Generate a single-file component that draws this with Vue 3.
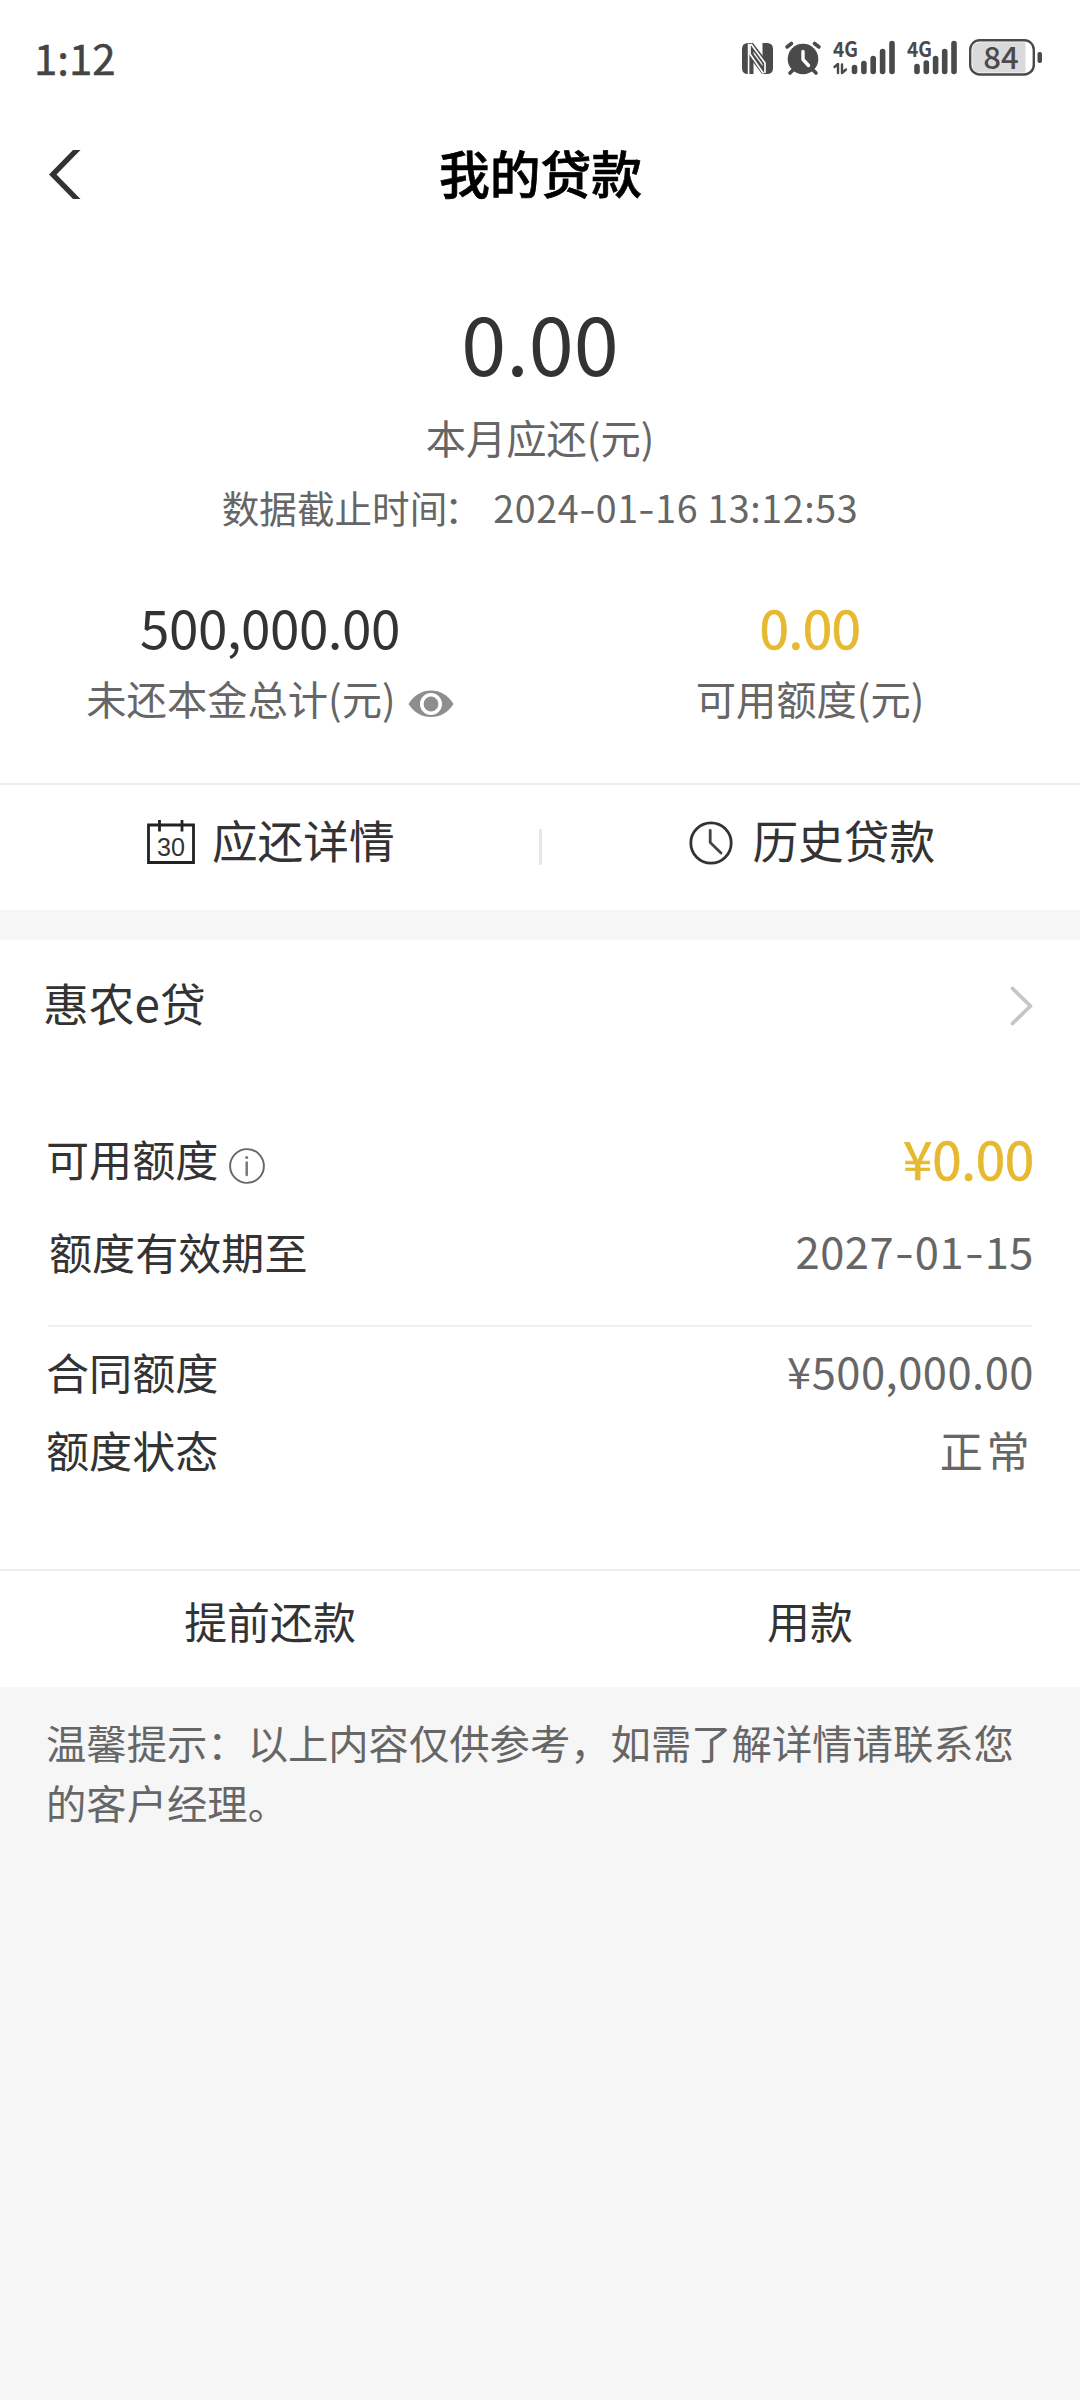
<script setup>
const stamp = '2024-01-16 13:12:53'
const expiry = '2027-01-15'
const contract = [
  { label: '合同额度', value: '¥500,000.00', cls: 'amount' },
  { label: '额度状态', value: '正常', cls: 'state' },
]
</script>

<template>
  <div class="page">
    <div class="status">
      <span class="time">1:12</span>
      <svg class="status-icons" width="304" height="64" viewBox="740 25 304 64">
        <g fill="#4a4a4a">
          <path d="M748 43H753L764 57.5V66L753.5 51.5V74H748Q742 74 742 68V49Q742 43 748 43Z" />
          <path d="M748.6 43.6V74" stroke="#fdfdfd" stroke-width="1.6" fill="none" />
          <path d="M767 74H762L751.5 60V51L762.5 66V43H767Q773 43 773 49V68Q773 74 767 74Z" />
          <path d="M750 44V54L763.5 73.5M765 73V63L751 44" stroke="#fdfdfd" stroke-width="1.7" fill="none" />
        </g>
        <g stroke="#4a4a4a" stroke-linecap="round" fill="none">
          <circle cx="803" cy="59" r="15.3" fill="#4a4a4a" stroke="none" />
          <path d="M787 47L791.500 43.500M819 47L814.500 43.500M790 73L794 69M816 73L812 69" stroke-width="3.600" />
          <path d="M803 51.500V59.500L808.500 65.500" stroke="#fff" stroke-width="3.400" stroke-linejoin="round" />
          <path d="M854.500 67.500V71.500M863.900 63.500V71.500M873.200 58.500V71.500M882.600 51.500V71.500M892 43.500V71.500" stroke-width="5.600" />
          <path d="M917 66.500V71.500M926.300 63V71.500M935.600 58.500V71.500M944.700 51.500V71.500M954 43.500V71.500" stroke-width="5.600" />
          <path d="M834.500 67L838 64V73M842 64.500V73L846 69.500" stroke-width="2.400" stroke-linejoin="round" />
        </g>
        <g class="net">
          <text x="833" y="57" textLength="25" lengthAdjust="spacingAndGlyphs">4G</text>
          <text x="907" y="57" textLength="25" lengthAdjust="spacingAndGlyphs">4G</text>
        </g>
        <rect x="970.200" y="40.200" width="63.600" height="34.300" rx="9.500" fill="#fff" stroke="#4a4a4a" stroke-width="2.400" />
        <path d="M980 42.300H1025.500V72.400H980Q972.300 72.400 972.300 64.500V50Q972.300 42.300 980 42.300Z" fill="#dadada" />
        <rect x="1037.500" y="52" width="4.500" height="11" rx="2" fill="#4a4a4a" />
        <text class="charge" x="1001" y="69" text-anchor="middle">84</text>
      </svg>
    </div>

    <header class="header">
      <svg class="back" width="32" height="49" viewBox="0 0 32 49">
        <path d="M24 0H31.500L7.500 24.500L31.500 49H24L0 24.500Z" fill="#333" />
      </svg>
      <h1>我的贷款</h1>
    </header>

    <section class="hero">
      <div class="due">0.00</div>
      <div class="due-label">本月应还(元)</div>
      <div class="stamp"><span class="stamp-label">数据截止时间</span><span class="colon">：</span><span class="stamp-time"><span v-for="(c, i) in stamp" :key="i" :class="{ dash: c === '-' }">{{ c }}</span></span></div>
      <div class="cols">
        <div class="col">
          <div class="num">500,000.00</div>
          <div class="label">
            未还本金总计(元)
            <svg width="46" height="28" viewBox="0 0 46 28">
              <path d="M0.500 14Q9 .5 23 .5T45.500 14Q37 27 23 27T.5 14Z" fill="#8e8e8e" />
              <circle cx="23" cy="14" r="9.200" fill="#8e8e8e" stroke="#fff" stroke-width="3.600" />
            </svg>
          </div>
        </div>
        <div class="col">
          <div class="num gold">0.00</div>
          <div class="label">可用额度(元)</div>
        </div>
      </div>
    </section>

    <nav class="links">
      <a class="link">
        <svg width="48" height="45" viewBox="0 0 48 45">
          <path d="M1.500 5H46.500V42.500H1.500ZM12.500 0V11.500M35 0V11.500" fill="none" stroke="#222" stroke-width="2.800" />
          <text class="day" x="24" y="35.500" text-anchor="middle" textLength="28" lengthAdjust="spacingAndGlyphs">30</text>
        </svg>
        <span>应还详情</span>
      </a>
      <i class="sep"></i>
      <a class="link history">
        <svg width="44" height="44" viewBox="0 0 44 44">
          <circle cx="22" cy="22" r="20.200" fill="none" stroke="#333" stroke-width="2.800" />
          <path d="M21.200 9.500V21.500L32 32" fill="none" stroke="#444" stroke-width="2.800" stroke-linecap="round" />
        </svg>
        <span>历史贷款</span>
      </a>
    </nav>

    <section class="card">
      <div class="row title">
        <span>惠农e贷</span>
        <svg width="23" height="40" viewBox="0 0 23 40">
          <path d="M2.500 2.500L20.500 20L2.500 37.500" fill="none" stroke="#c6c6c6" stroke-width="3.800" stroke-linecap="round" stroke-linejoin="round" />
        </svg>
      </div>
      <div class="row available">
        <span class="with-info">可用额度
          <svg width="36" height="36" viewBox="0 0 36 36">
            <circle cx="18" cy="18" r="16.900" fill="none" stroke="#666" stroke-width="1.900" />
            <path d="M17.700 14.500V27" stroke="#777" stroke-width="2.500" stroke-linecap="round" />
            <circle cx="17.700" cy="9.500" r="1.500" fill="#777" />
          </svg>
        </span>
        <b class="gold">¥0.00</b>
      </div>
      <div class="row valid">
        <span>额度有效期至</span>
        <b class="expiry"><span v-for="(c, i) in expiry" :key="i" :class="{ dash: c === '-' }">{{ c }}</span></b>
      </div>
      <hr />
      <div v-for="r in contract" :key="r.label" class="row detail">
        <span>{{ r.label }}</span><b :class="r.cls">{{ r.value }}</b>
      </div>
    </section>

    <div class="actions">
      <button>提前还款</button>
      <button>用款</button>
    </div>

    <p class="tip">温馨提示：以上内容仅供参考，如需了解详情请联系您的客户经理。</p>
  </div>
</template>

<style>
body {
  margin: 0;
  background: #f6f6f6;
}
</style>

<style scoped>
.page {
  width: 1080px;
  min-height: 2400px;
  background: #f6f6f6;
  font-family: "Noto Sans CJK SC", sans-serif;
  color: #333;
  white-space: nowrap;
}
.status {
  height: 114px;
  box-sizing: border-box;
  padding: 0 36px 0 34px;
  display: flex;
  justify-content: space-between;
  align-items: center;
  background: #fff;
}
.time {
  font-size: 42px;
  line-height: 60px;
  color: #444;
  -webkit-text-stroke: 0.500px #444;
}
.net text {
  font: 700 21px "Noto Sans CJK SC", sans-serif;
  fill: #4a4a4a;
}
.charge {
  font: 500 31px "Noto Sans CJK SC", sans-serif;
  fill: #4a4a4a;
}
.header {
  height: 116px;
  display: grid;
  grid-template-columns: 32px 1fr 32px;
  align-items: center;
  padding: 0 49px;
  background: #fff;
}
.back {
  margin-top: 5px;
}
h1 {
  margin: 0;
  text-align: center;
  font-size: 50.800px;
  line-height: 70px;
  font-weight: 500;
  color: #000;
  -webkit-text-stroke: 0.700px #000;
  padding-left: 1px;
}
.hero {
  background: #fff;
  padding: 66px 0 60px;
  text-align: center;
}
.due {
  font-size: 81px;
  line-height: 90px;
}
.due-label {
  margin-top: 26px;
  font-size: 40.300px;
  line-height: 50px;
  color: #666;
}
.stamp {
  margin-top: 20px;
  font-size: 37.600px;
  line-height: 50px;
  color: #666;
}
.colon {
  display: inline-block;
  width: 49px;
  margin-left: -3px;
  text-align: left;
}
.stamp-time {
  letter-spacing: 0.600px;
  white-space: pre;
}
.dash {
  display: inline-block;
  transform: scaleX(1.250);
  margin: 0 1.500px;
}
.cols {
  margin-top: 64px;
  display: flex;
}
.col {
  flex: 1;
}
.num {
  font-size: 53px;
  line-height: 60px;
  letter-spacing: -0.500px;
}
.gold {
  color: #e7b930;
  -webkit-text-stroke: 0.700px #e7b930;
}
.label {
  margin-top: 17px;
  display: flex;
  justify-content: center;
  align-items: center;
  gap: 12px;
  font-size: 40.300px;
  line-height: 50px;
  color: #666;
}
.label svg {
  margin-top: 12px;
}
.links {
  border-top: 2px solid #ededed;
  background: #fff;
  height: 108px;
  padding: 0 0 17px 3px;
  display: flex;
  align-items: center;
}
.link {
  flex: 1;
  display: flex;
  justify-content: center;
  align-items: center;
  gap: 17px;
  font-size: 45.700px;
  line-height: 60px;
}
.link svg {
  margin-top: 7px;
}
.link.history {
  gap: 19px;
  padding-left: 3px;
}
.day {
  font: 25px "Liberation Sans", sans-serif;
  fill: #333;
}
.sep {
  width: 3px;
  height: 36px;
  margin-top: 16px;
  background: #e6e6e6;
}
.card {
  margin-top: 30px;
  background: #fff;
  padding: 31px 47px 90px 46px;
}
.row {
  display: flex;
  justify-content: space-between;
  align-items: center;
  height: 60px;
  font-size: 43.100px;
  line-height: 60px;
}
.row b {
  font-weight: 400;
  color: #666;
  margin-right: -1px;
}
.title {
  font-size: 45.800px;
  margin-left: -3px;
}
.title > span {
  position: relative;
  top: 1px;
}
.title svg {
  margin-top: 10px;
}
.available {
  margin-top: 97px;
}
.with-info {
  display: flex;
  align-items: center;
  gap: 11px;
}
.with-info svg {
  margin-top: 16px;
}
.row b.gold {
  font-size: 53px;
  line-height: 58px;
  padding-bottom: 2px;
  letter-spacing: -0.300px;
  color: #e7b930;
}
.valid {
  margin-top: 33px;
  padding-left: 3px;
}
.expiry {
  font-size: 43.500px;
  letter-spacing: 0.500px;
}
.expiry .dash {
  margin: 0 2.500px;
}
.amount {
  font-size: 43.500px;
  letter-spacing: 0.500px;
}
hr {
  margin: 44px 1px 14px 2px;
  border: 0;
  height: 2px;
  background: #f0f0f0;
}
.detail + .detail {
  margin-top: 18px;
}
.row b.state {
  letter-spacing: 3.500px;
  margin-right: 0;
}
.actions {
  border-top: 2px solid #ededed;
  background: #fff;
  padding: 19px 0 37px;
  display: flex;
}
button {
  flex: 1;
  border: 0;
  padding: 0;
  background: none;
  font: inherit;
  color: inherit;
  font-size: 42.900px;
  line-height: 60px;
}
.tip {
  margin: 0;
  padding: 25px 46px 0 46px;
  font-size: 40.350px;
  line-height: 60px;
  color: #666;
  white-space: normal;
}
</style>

**REQUIRED WORK**
List the lines of the material in which the word "with" occurs.

**EXERCISE SOLUTION**
Generate a single-file component that draws this with Vue 3.
        <span class="with-info">可用额度
.with-info {
.with-info svg {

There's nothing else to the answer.